**Task instructions**
Locate the string "page" in the records below. Copy every line where it occurs.

**Material provided**
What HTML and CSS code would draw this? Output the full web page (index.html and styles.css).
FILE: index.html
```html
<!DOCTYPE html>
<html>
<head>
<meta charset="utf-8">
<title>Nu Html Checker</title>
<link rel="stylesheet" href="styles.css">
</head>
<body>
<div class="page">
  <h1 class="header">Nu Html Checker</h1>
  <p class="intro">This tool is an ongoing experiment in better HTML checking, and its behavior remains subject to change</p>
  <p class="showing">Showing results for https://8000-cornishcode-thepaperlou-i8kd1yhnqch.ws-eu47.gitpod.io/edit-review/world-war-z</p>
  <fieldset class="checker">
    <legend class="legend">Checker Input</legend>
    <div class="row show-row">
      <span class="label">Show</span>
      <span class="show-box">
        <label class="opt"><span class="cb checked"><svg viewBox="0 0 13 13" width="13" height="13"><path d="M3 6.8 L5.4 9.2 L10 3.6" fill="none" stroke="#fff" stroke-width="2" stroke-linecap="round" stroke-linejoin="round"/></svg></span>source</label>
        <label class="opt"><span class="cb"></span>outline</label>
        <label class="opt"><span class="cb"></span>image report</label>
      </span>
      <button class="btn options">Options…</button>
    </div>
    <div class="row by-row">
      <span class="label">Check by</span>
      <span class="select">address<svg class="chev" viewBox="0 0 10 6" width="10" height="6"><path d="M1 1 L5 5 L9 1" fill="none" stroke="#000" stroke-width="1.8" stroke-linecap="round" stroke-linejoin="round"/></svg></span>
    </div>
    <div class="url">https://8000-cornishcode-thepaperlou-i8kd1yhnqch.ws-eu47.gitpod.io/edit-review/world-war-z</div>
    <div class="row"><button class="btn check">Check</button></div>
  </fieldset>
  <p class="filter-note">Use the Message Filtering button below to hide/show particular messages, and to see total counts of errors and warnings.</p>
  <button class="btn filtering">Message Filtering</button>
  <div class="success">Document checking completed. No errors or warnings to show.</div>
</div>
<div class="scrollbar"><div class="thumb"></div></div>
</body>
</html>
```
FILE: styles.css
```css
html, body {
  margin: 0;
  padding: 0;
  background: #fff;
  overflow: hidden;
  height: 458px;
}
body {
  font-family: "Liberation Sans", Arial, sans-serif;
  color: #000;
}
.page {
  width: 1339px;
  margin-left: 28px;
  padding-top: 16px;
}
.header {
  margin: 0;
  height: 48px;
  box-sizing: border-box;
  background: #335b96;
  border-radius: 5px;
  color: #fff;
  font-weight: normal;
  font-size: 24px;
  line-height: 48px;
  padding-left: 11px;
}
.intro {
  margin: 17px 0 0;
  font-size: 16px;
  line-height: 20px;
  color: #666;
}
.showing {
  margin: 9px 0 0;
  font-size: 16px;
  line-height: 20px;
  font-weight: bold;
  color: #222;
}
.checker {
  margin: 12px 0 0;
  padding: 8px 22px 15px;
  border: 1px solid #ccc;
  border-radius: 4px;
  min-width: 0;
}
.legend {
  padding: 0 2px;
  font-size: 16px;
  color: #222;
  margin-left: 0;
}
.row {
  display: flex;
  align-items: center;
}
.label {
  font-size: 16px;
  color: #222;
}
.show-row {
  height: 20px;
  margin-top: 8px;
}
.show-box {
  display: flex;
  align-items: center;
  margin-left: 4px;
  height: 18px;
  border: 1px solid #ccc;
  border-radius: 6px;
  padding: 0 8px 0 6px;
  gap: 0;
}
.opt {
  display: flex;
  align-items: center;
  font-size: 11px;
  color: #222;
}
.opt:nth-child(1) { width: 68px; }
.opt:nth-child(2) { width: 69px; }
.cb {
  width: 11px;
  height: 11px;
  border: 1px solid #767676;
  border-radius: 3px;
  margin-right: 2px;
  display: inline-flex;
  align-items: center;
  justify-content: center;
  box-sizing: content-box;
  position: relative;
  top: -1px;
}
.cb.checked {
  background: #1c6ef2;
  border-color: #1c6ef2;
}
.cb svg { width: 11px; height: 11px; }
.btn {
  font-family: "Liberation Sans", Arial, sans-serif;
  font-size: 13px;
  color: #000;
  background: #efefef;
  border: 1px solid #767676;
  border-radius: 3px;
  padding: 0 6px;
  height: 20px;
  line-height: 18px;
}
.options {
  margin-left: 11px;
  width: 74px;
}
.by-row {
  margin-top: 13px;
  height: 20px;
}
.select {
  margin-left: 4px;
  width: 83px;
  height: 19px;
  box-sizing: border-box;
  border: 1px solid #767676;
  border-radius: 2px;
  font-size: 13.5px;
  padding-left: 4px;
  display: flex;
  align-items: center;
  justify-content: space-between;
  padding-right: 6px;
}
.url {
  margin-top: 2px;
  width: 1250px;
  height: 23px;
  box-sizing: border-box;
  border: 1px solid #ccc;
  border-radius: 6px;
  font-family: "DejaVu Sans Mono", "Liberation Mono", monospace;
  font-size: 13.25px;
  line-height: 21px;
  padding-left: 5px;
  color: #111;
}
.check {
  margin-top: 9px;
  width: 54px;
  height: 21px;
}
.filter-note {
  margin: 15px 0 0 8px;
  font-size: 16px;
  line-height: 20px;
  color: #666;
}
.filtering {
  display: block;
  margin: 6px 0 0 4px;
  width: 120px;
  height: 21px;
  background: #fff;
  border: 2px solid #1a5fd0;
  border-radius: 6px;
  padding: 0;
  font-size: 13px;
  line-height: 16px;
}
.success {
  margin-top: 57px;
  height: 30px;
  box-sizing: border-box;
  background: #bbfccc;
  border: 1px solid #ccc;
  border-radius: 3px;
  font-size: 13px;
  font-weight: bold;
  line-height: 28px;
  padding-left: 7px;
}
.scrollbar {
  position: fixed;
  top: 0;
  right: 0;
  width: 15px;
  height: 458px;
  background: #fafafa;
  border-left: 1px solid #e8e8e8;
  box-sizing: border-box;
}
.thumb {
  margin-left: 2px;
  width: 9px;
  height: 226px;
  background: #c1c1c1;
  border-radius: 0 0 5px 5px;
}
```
==
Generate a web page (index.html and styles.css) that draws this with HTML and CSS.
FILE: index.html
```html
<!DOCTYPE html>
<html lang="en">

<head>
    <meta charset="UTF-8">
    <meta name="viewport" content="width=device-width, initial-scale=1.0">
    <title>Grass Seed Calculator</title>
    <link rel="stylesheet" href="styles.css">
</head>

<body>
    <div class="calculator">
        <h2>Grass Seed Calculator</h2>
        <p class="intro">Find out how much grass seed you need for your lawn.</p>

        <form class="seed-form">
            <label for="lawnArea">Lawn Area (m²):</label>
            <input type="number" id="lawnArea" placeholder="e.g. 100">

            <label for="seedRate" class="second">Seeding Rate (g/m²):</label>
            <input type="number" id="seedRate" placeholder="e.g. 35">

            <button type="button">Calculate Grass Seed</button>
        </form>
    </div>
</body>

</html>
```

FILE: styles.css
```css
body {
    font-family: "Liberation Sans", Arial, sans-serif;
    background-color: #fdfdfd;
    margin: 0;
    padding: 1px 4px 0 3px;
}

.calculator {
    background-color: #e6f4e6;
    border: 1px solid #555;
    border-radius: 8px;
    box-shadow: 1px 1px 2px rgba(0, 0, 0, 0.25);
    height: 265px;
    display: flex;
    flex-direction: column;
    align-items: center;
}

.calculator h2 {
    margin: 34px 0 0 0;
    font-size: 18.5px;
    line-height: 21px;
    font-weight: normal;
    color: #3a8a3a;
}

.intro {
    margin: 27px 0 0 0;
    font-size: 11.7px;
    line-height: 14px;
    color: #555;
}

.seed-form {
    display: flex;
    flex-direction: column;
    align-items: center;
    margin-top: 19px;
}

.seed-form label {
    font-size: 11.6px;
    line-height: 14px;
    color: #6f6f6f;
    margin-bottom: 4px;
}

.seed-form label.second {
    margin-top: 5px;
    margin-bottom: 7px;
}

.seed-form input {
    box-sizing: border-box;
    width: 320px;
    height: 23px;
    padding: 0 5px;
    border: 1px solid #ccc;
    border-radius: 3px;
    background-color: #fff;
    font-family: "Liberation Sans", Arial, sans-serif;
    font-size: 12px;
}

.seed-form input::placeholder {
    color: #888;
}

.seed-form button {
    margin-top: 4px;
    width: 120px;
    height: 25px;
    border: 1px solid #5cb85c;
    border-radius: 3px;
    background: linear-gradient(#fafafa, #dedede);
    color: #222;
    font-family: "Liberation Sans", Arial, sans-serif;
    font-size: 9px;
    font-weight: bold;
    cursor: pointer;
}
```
---
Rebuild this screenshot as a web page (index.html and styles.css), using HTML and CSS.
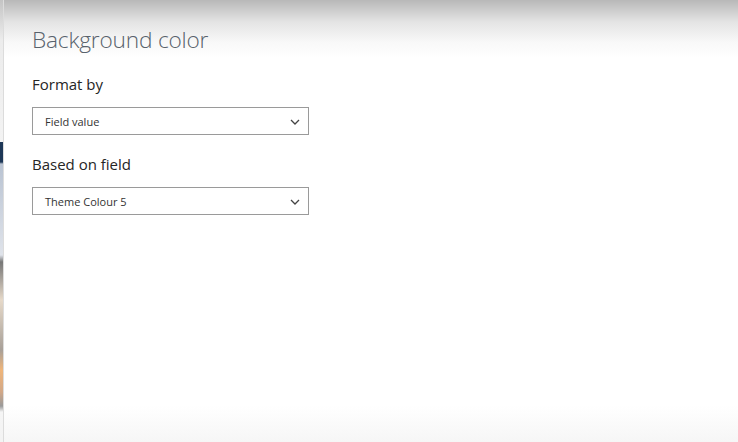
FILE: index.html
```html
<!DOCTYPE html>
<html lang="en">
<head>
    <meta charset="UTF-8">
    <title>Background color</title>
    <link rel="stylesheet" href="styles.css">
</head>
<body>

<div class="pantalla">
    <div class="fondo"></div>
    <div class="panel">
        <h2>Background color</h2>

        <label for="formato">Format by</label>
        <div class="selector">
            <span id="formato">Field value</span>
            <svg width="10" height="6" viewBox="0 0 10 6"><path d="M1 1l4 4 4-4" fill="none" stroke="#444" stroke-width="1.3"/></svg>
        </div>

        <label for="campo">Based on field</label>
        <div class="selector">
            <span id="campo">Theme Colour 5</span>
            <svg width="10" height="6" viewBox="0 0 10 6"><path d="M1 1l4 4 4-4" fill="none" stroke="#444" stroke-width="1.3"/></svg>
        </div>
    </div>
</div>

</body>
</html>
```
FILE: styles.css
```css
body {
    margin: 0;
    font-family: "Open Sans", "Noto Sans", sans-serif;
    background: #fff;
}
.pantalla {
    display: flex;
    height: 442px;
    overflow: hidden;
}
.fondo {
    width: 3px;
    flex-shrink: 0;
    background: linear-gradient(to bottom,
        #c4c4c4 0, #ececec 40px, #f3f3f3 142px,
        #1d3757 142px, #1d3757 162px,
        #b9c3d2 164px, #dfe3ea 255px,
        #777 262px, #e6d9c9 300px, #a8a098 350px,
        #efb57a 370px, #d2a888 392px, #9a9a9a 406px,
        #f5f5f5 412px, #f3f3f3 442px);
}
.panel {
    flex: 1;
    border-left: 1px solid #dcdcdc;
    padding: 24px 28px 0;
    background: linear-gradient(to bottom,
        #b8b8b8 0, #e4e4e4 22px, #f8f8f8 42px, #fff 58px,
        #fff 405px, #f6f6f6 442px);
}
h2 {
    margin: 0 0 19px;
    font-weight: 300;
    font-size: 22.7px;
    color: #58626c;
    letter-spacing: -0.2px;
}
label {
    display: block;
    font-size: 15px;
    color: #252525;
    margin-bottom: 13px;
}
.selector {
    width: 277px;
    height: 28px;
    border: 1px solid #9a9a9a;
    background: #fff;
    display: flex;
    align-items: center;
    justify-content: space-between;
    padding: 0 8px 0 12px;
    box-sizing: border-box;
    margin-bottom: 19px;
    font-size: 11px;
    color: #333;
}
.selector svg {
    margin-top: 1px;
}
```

**Response**
What HTML and CSS code would draw this? Output the full web page (index.html and styles.css).
<div class="page">
.page {
Generate a web page (index.html and styles.css) that draws this with HTML and CSS.
Rebuild this screenshot as a web page (index.html and styles.css), using HTML and CSS.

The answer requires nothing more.